The galleries were full so he staged an illicit retrospective in the toilets of the Museum of Fine Art and waged campaigns using graffiti art and stickers. Materials were expensive so he wrote and published poetry instead. Politicians were corrupt so he devised a satirical scheme to deface election posters. The value of paper money fluctuated so he made
screen prints on bank notes (much cheaper than conventional art materials). But this ad hoc activity also mined a rich metaphorical seam. Above all his work enacted the breakdown of trust between the individual and the authorities. Traditional survival strategies like obedience, hard work and saving had broken down, and new strategies had to be found.

Veroni currently lives in Glasgow and works from 'The Little Studio', his sitting room in St George's Road. Under the sign of Saint George, the patron saint of (amongst others) soldiers, boy scouts and lepers he looks out of his window onto the artery of the M8. If his images of Buenos Aires refer to a long history he has lived through including
times of political oppression, economic crises, periods of cultural conservatism and subsequent rebirth, his history in Glasgow has been both short and bittersweet. The art he has made about this city is more personal. It reflects on love and friendship, on time and dreams and harmony. But it also reflects on distance and dislocation, on cultural
shifts and on his own responses to the current economic and political crisis in Argentina. He is a tactician still. His artist's books are self-published. The entities that appear in his recent pictures, embodiments of the forces that drive or enslave us including Memory, Madness and Money, are actually carefully crafted out of plasticine and live in his cupboard.

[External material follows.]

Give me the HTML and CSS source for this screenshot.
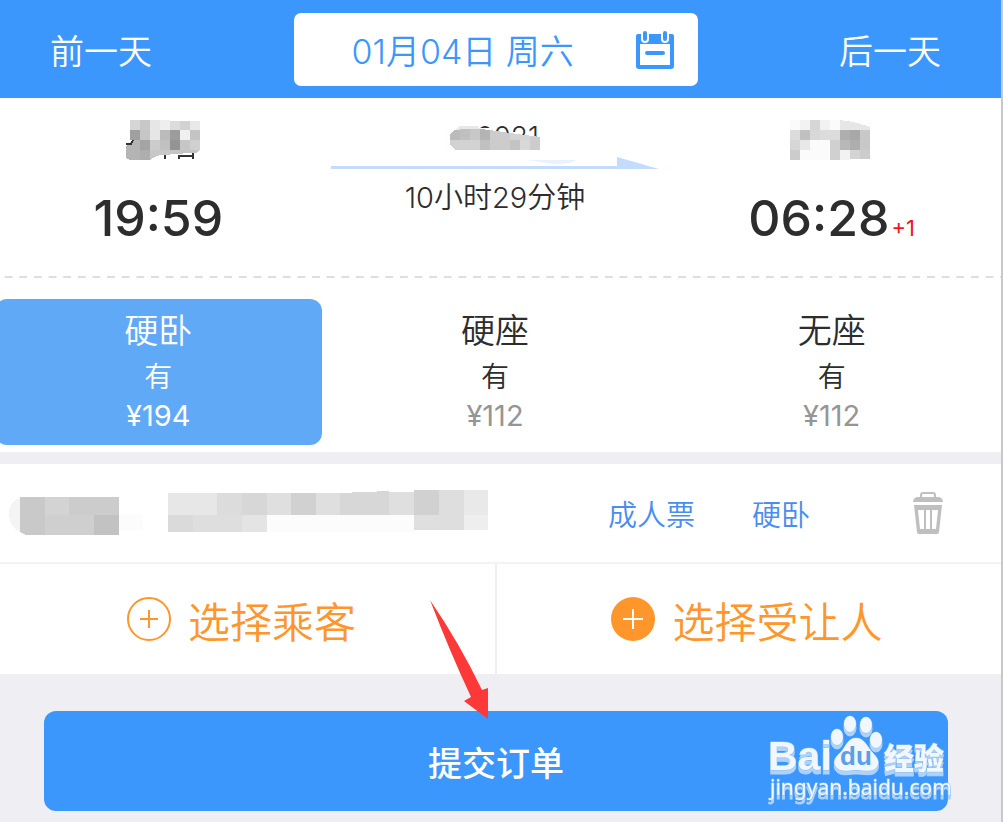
FILE: index.html
```html
<!DOCTYPE html>
<html lang="zh-CN">
<head>
    <meta charset="UTF-8">
    <meta name="viewport" content="width=device-width, initial-scale=1.0">
    <title>提交订单</title>
    <link rel="stylesheet" href="styles.css">
</head>
<body>
    <header class="date-bar">
        <button class="day-btn" type="button">前一天</button>
        <button class="date-btn" type="button">
            <span>01月04日 周六</span>
            <svg width="38" height="38" viewBox="0 0 38 38" aria-hidden="true">
                <path fill="#3b97fc" fill-rule="evenodd" d="M2 3h34q2 0 2 2v30q0 3-3 3H3q-3 0-3-3V5q0-2 2-2zM4 13v21h30V13z"/>
                <path stroke="#fff" stroke-width="8" stroke-linecap="round" d="M9 2v6M29 2v6"/>
                <path stroke="#3b97fc" stroke-width="4" stroke-linecap="round" d="M9 2v6M29 2v6M11 22h16"/>
            </svg>
        </button>
        <button class="day-btn" type="button">后一天</button>
    </header>

    <main>
        <section class="trip">
            <div class="stop">
                <svg class="mosaic" width="86" height="40" viewBox="-8 0 86 40" aria-hidden="true">
                    <path fill="#d6d6d6" d="M7 0h10v10H7z"/><path fill="#c8c8c8" d="M17 0h10v10H17z"/><path fill="#e6e6e6" d="M27 0h10v20H27z"/><path fill="#eee" d="M37 0h10v10H37z"/><path fill="#dcdcdc" d="M47 1h10v9H47z"/><path fill="#d2d2d2" d="M57 1h10v9H57z"/><path fill="#e8e8e8" d="M67 1h10v9H67z"/>
                    <path fill="#a0a0a0" d="M7 10h10v10H7z"/><path fill="#c6c6c6" d="M17 10h10v10H17z"/><path fill="#bbb" d="M37 10h10v10H37z"/><path fill="#9c9c9c" d="M47 10h10v10H47z"/><path fill="#f0f0f0" d="M57 10h10v10H57z"/><path fill="#c4c4c4" d="M67 10h10v10H67z"/>
                    <path fill="#b4b4b4" d="M3 26l7-6h7v20H7l-4-2z"/><path fill="#a4a4a4" d="M17 20h10v10H17z"/><path fill="#ccc" d="M27 20h10v10H27z"/><path fill="#c0c0c0" d="M37 20h10v10H37z"/><path fill="#949494" d="M47 20h10v10H47z"/><path fill="#c6c6c6" d="M57 20h10v10H57z"/><path fill="#d0d0d0" d="M67 20h10v10H67z"/>
                    <path fill="#aeaeae" d="M17 30h10v10H17z"/><path fill="#c8c8c8" d="M27 30h20v5H37l-7 3-3 2z"/><path fill="#c4c4c4" d="M47 30h30l-4 3-26 1z"/>
                    <path fill="none" stroke="#333" stroke-width="2" d="M3 24h5l2-4M42 35v4M56 35v4M55 36h14M70 33v6"/>
                </svg>
                <div class="time">19:59</div>
            </div>
            <div class="route">
                <svg class="mosaic" width="100" height="32" viewBox="0 0 100 32" aria-hidden="true">
                    <text class="train-no" x="94" y="27" text-anchor="end">0021</text>
                    <path fill="#fefefe" d="M0 8h50v20H0z"/>
                    <path fill="#e8e8e8" d="M10 10l4-4h18l6 4z"/>
                    <path fill="#bbb" d="M5 15l4-5h6v10H5z"/><path fill="#c0c0c0" d="M15 9h10v11H15z"/><path fill="#c8c8c8" d="M25 9h10v11H25z"/><path fill="#b4b4b4" d="M35 9l10 1v10H35z"/><path fill="#ccc" d="M45 10l20 3v7H45z"/><path fill="#d4d4d4" d="M65 13l30 4v3H65z"/>
                    <path fill="#d2d2d2" d="M5 20h30v10H10l-5-5z"/><path fill="#c0c0c0" d="M35 20h10v10H35z"/><path fill="#ccc" d="M45 20h20v10H45z"/><path fill="#c4c4c4" d="M65 20h10v10H65z"/><path fill="#d8d8d8" d="M75 20h10v10H75z"/><path fill="#ccc" d="M85 17h10v13H85z"/>
                </svg>
                <svg width="328" height="16" viewBox="0 0 328 16" aria-hidden="true">
                    <path fill="#e9f1fe" d="M196 4h49q-4 4-22 4z"/>
                    <path fill="#c3dcfd" d="M0 10h286V1l42 12H0z"/>
                </svg>
                <div class="duration">10小时29分钟</div>
            </div>
            <div class="stop">
                <svg class="mosaic" width="84" height="40" viewBox="0 0 84 40" aria-hidden="true">
                    <path fill="#fbfbfb" d="M0 0h50v40H0z"/><path fill="#f2f2f2" d="M10 0h10v10H10zM30 0h10v10H30zM50 30h10v10H50z"/><path fill="#d6d6d6" d="M20 0h10v10H20zM0 20h10v10H0z"/><path fill="#e6e6e6" d="M50 0l13 2 15 4 2 2v2H50z"/>
                    <path fill="#dcdcdc" d="M0 10h10v10H0zM30 10h20v10H30z"/><path fill="#c0c0c0" d="M10 10h10v10H10z"/><path fill="#d8d8d8" d="M20 10h10v10H20z"/><path fill="#aeaeae" d="M50 10h10v10H50zM60 20h10v10H60z"/><path fill="#a8a8a8" d="M60 10h10v10H60z"/><path fill="#c8c8c8" d="M70 10h10v20H70z"/>
                    <path fill="#e8e8e8" d="M10 20h10v10H10z"/><path fill="#d0d0d0" d="M40 20h10v20H40z"/><path fill="#b8b8b8" d="M50 20h10v10H50z"/>
                    <path fill="#ccc" d="M0 30h10v10H0zM70 30h10v9H70z"/><path fill="#d4d4d4" d="M60 30h10v9H60z"/>
                </svg>
                <div class="time">06:28<span class="next-day">+1</span></div>
            </div>
        </section>

        <section class="seats">
            <button class="seat active" type="button">
                <span class="seat-name">硬卧</span>
                <span class="seat-left">有</span>
                <span class="seat-price">¥194</span>
            </button>
            <button class="seat" type="button">
                <span class="seat-name">硬座</span>
                <span class="seat-left">有</span>
                <span class="seat-price">¥112</span>
            </button>
            <button class="seat" type="button">
                <span class="seat-name">无座</span>
                <span class="seat-left">有</span>
                <span class="seat-price">¥112</span>
            </button>
        </section>

        <section class="passenger">
            <svg class="mosaic" width="480" height="48" viewBox="0 0 480 48" aria-hidden="true">
                <path fill="#f4f4f4" d="M11 9Q0 12 0 25t11 18z"/>
                <path fill="#fcfcfc" d="M110 25h24v16h-24zM258 25h147v18H258z"/>
                <path fill="#c9c9c9" d="M11 8h25v38H17l-6-3z"/><path fill="#d3d3d3" d="M36 8h24v18H36z"/><path fill="#ccc" d="M60 8h50v18H60z"/>
                <path fill="#cfcfcf" d="M36 26h49v20H36z"/><path fill="#c2c2c2" d="M85 26h25v20H85z"/>
                <path fill="#e7e7e7" d="M159 4h49v22h-49z"/><path fill="#dcdcdc" d="M208 4h25v22h-25z"/><path fill="#d7d7d7" d="M233 4h25v22h-25z"/><path fill="#dfdfdf" d="M258 4h24v22h-24zM307 4h24v22h-24zM380 3h25v23h-25z"/><path fill="#d1d1d1" d="M282 4h25v22h-25zM405 1h25v25h-25z"/><path fill="#d7d7d7" d="M331 4l49-2v24h-49z"/><path fill="#dedede" d="M430 1h25v40h-25z"/><path fill="#e9e9e9" d="M455 1h24v25h-24z"/>
                <path fill="#dadada" d="M159 26h25v17h-25z"/><path fill="#dedede" d="M184 26h49v17h-49z"/><path fill="#e4e4e4" d="M233 26h25v17h-25z"/><path fill="#dfdfdf" d="M405 26h25v15h-25z"/><path fill="#eee" d="M455 26h24v15h-24z"/>
            </svg>
            <a class="tag" href="#">成人票</a>
            <a class="tag" href="#">硬卧</a>
            <button class="delete-btn" type="button" aria-label="删除">
                <svg width="30" height="42" viewBox="0 0 30 42" aria-hidden="true">
                    <path fill="none" stroke="#bfbfbf" stroke-width="2" d="M8 6V3q0-2 2-2h10q2 0 2 2v3"/>
                    <path fill="#bfbfbf" d="M4 5h22q4 1 4 5H0q0-4 4-5z"/>
                    <path fill="#bfbfbf" fill-rule="evenodd" d="M1 13h28l-3 27q0 2-2 2H6q-2 0-2-2zM5 18l2 19h4V18zM13 18v19h4V18zM19 18v19h4l2-19z"/>
                </svg>
            </button>
        </section>

        <section class="choose">
            <button class="choose-btn" type="button">
                <svg width="44" height="44" viewBox="0 0 44 44" aria-hidden="true">
                    <circle cx="22" cy="22" r="21" fill="none" stroke="#ff962b" stroke-width="2"/>
                    <path stroke="#ff962b" stroke-width="2" d="M22 13v18M13 22h18"/>
                </svg>
                <span>选择乘客</span>
            </button>
            <button class="choose-btn" type="button">
                <svg width="44" height="44" viewBox="0 0 44 44" aria-hidden="true">
                    <circle cx="22" cy="22" r="22" fill="#ff962b"/>
                    <path stroke="#fff" stroke-width="2" d="M22 12v20M12 22h20"/>
                </svg>
                <span>选择受让人</span>
            </button>
        </section>
    </main>

    <footer class="submit-bar">
        <button class="submit-btn" type="button">提交订单</button>

        <svg class="pointer" width="60" height="120" viewBox="0 0 60 120" aria-hidden="true">
            <path fill="#fd3838" d="M0 0q30 44 52 90l6-2v31L34 101l7-4Q20 52 0 0z"/>
        </svg>

        <svg class="watermark" width="180" height="90" viewBox="0 0 180 90" role="img" aria-label="百度经验">
            <g class="wm-front">
                <ellipse cx="68" cy="22" rx="6" ry="8"/>
                <ellipse cx="81" cy="9" rx="6" ry="8"/>
                <ellipse cx="97" cy="10" rx="6" ry="8"/>
                <ellipse cx="107" cy="25" rx="6" ry="8"/>
                <path d="M87 23c8 0 11 8 16 14 6 6 8 10 5 15-4 6-13 3-21 3s-15 3-20-3c-4-5-1-10 5-15 5-6 7-14 15-14z"/>
                <text class="wm-name" x="-1" y="55">Bai</text>
                <text class="wm-cn" x="115" y="54">经验</text>
                <text class="wm-url" x="1" y="80">jingyan.baidu.com</text>
            </g>
            <text class="wm-du" x="87" y="50" text-anchor="middle">du</text>
        </svg>
    </footer>
</body>
</html>
```

FILE: styles.css
```css
* {
    box-sizing: border-box;
}

body {
    margin: 0;
    min-height: 100vh;
    overflow-x: hidden;
    border-right: 2px solid #c8c8cc;
    background: #efeef3;
    color: #2d2d2d;
    font-family: Inter, "Noto Sans CJK SC", sans-serif;
    font-weight: 350;
}

button {
    margin: 0;
    padding: 0;
    border: none;
    background: none;
    color: inherit;
    font: inherit;
    cursor: pointer;
}

svg {
    display: block;
    flex-shrink: 0;
}

.mosaic {
    shape-rendering: crispEdges;
}

/* 日期切换 */
.date-bar {
    display: flex;
    align-items: center;
    justify-content: space-between;
    padding: 13px 60px 12px 50px;
    background: #3b97fc;
    color: #fff;
    font-size: 34px;
}

.date-btn {
    flex: 0 1 404px;
    display: flex;
    align-items: center;
    justify-content: space-between;
    height: 73px;
    padding: 0 24px 0 58px;
    border-radius: 7px;
    background: #fff;
    color: #3b97fc;
}

/* 车次信息 */
.trip,
.seats {
    display: grid;
    grid-template-columns: repeat(3, 1fr);
    margin-left: -10px;
    padding-right: 1px;
    background: #fff;
}

.trip {
    padding-top: 22px;
    padding-bottom: 28px;
}

.stop,
.route {
    display: flex;
    flex-direction: column;
    align-items: center;
}

.time {
    margin-top: 28px;
    font-size: 50px;
    font-weight: 500;
    line-height: 60px;
}

.next-day {
    margin-left: 2px;
    color: #f5141e;
    font-size: 22px;
    font-weight: 400;
    line-height: 1;
}

.train-no {
    fill: #2d2d2d;
    font-size: 28px;
}

.route {
    gap: 4px;
}

.duration {
    margin-top: 4px;
    font-size: 29px;
    line-height: 36px;
}

/* 席别 */
.seats {
    position: relative;
    padding-top: 23px;
    padding-bottom: 7px;
}

.seats::before {
    content: "";
    position: absolute;
    top: 0;
    left: 0;
    right: 0;
    height: 2px;
    background: linear-gradient(90deg, #dedede 8px, transparent 8px);
    background-size: calc(100% / 69) 2px;
}

.seat {
    display: flex;
    flex-direction: column;
    align-items: center;
    margin: 0 5px;
    padding: 8px 0 12px;
    border-radius: 12px;
}

.seat-name {
    font-size: 34px;
    line-height: 48px;
}

.seat-left {
    font-size: 28px;
    line-height: 44px;
}

.seat-price {
    color: #959595;
    font-size: 29px;
    font-weight: 400;
    line-height: 34px;
}

.seat.active {
    background: #60a9f6;
    color: #fff;
}

.seat.active .seat-price {
    color: #fff;
}

/* 乘客 */
.passenger {
    display: flex;
    align-items: center;
    margin-top: 12px;
    padding: 0 58px 0 9px;
    height: 98px;
    background: #fff;
}

.tag {
    margin-left: 57px;
    color: #4a8df0;
    font-size: 29px;
    text-decoration: none;
}

.mosaic + .tag {
    margin-left: auto;
}

.delete-btn {
    margin-left: 103px;
}

.choose {
    display: grid;
    grid-template-columns: 497fr 504fr;
    border-top: 2px solid #f3f3f5;
    background: #fff;
}

.choose-btn {
    display: flex;
    align-items: center;
    justify-content: center;
    gap: 17px;
    height: 110px;
    padding-right: 4px;
    color: #ff962b;
    font-size: 42px;
}

.choose-btn:first-child {
    padding-right: 12px;
    border-right: 2px solid #efeff2;
}

/* 提交 */
.submit-bar {
    position: relative;
    padding: 37px 53px 11px 44px;
}

.submit-btn {
    width: 100%;
    height: 100px;
    border-radius: 12px;
    background: #3b97fc;
    color: #fff;
    font-size: 34px;
    font-weight: 500;
}

.pointer {
    position: absolute;
    top: -74px;
    left: 43%;
    pointer-events: none;
}

.watermark {
    position: absolute;
    top: 41px;
    right: 52px;
    overflow: visible;
    pointer-events: none;
}

.wm-front {
    fill: #f0f7ff;
    stroke: #8fbdee;
    stroke-width: 1px;
    paint-order: stroke;
    filter: drop-shadow(0 4px 0 #add3fb);
}

.wm-name,
.wm-du {
    font-family: "Liberation Sans", sans-serif;
    font-weight: 700;
}

.wm-name {
    font-size: 41px;
}

.wm-du {
    fill: #5c9fe6;
    font-size: 26px;
}

.wm-cn {
    font-size: 30px;
    font-weight: 900;
}

.wm-url {
    font-family: "Noto Sans", sans-serif;
    font-size: 21px;
    font-weight: 400;
}
```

" I bring forth symbols of antiquity and a primeval age, of which each man dreams according to his wishes"
Andrea Alciato, the Emblematum Liber.

Veroni is by instinct a printmaker. His work, whether it is poetry, painting or photography refers time and time again to the history of printmaking across the centuries. The skeletons of Holbein's Danse Macabre rattle through his work while Spiderman swoops across his city skies. His interests include the great 16th century printmaker Jacques
Callot as surely as they include Felix the Cat. His love of the popular book format echoes the satirical publications of the Mexican graphic artist Posada as well as the Marvel comics of his own childhood.

Veroni's entities may have the shiny cartoon quality of characters from Toy Story but they have their origins in 16th century emblem books. The first of these, the Emblematum Liber, was written by Andrea Alciato, an Italian legal scholar, in 1531. They became a craze in the 16th and 17th
centuries, amongst the first popular books in the early age of print. The emblems were symbolic pictures accompanied by epigraphs and poems. Each embodied a nugget of wisdom: a wry comment on the virtues or the vices, advice on fate, money or warfare. But the emblem books weren't
simply repositories for arcane symbolism, they were pattern books for great artists and they became instruction books for real live events staged in powerful cities. In such processions and fetes the emblems, like Veroni's entities, came to life in real neighbourhoods, in real buildings on real streets.

But where once emblems were created to serve the purposes of princes and kings, Veroni returns them to realm of satirical street theatre. His entities are an excuse to talk about human fate, about the politics of globalisation, of corruption and injustice. The symbolism of sickles, bones and roses allows him to explore the painful history of Argentina; the image of dreams represents the desire to escape everyday hardships.

The other symbolic form Veroni uses is that of the mandala, the circular image used in a number of world religions including Buddhism and Christianity, represent the universe. Like the mandala, which was often used by monks as an aid to contemplation and religious observation, the entities are capsules of knowledge, symbols that contain within them
complex histories and beliefs.

Veroni's entities are in part a response to his own displacement, an attempt to find a language that is easily understood. The history, the politics and the architecture in Veroni's two cities are undoubtedly different, but his characters are familiar. People are different. People are the same. Any child brought up on Batman would also recognise the caped crusaders, kings, clowns and other city types that populate his work.

Moira Jeffrey

* The following text was commissioned by Street Level Photoworks for Ral Veroni’s exhibition ‘About the bad relationship between Time and Destiny’ - 6th April – 25th May 2002.